Self-Supervised Representation Learning for EEG-Based Detection of Neurodegenerative Diseases

Del Pup, F.; Tshimanga, L. F.; Zanola, A.; Taffarello, L.; Tentori, E.; Atzori, M.

doi:10.3390/app152413275

Electroencephalography (EEG) is an important noninvasive diagnostic tool for detecting neurodegenerative disorders. In this context, EEG-based deep learning models show promise due to their ability to capture nonlinear brain dynamics but often suffer from poor generalizability caused by high inter-subject variability. Self-supervised learning (SSL) offers a promising solution by enabling models to learn robust representations from large unlabeled datasets. This study introduces a double-masking representation learning framework for EEG analysis. Using data aggregated from eight multi-center datasets (3156 subjects; 439 h of EEG recordings), a hybrid convolutional-transformer model (TransformEEG) is pretrained to enhance generalization in neurodegenerative disease classification, focusing on Parkinson’s and Alzheimer’s diseases.
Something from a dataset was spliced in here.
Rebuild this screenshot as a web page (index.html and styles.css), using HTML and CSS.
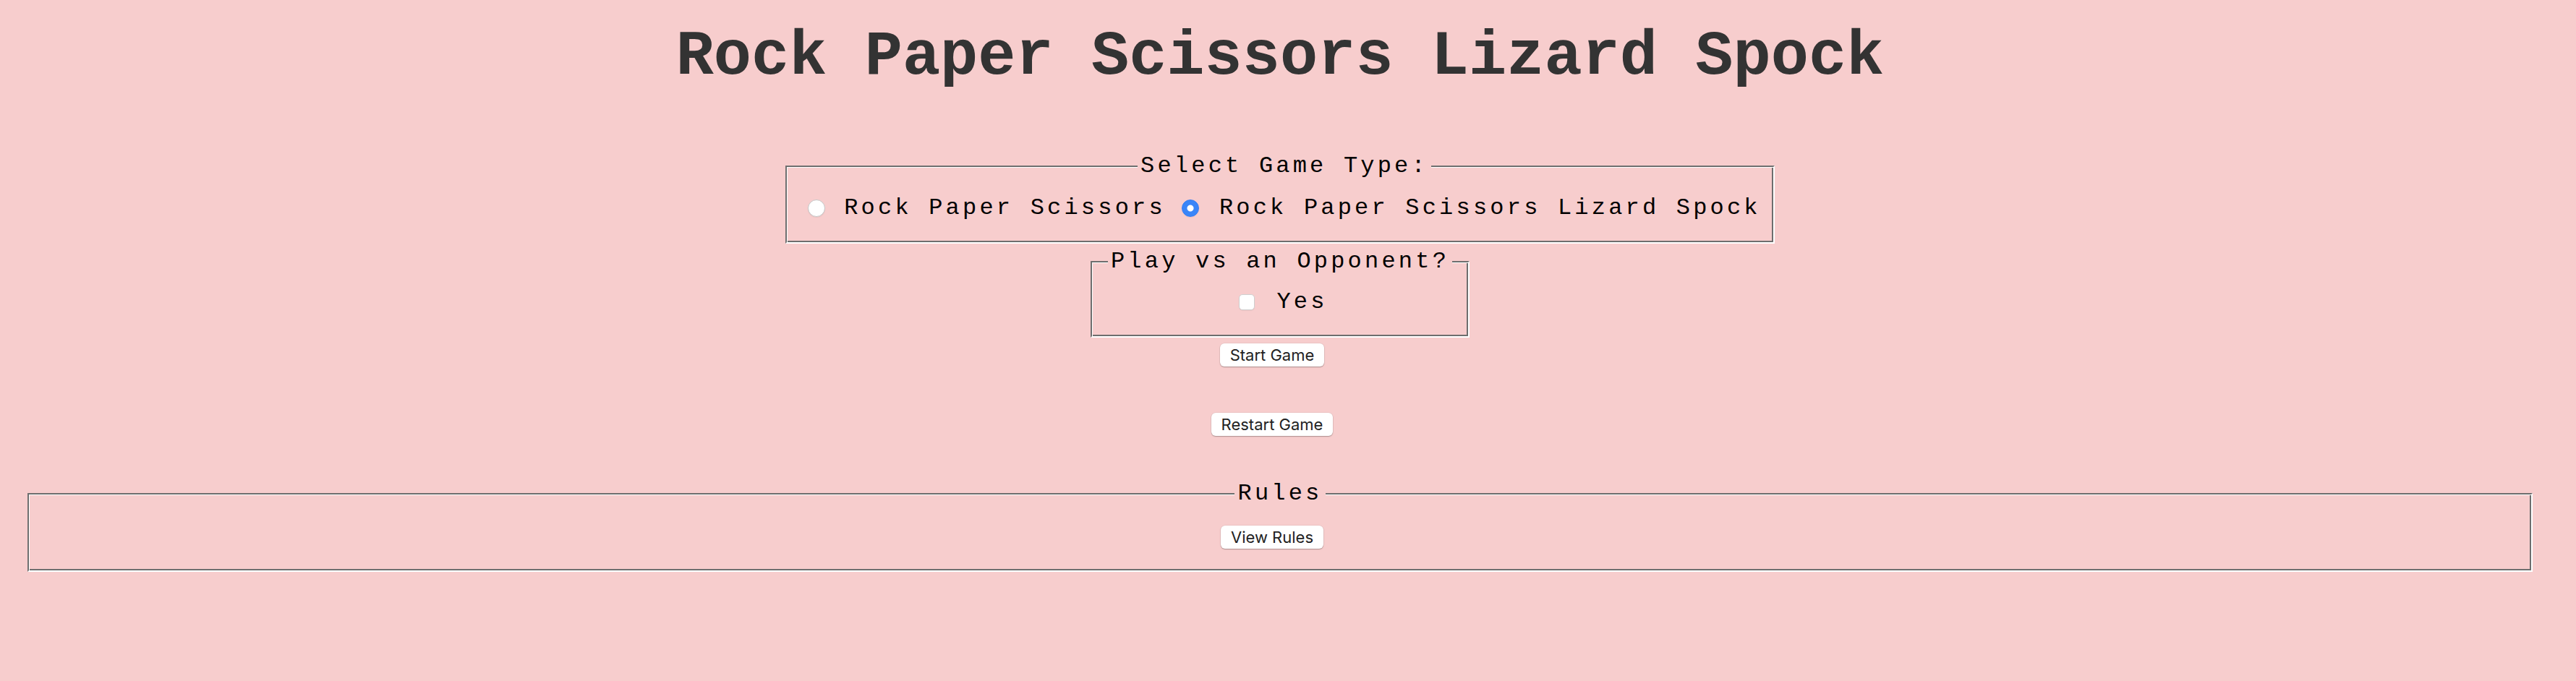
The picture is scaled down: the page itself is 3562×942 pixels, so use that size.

This approach combines phase-swap data augmentation, designed to facilitate the learning of EEG phase-amplitude coupling, with a double-masking function that operates at both the signal and the transformer’s token levels. The pretrained model was evaluated against a fully supervised baseline using Monte Carlo cross-validation with 100 splits across three public pathology detection datasets. Pretraining led to consistent improvements in both median balanced accuracy and Inter-Quartile Range (IQR) across all fine-tuning datasets. Compared to the fully supervised baseline, the proposed approach increases median balanced accuracy by 2.8% for Parkinson’s disease detection and by 4.2% for Alzheimer’s disease detection, while also reducing performance variability across 100 Monte Carlo splits. These results demonstrate that SSL can enhance EEG deep learning performance, though achieving robust generalization in clinical applications remains an open research challenge.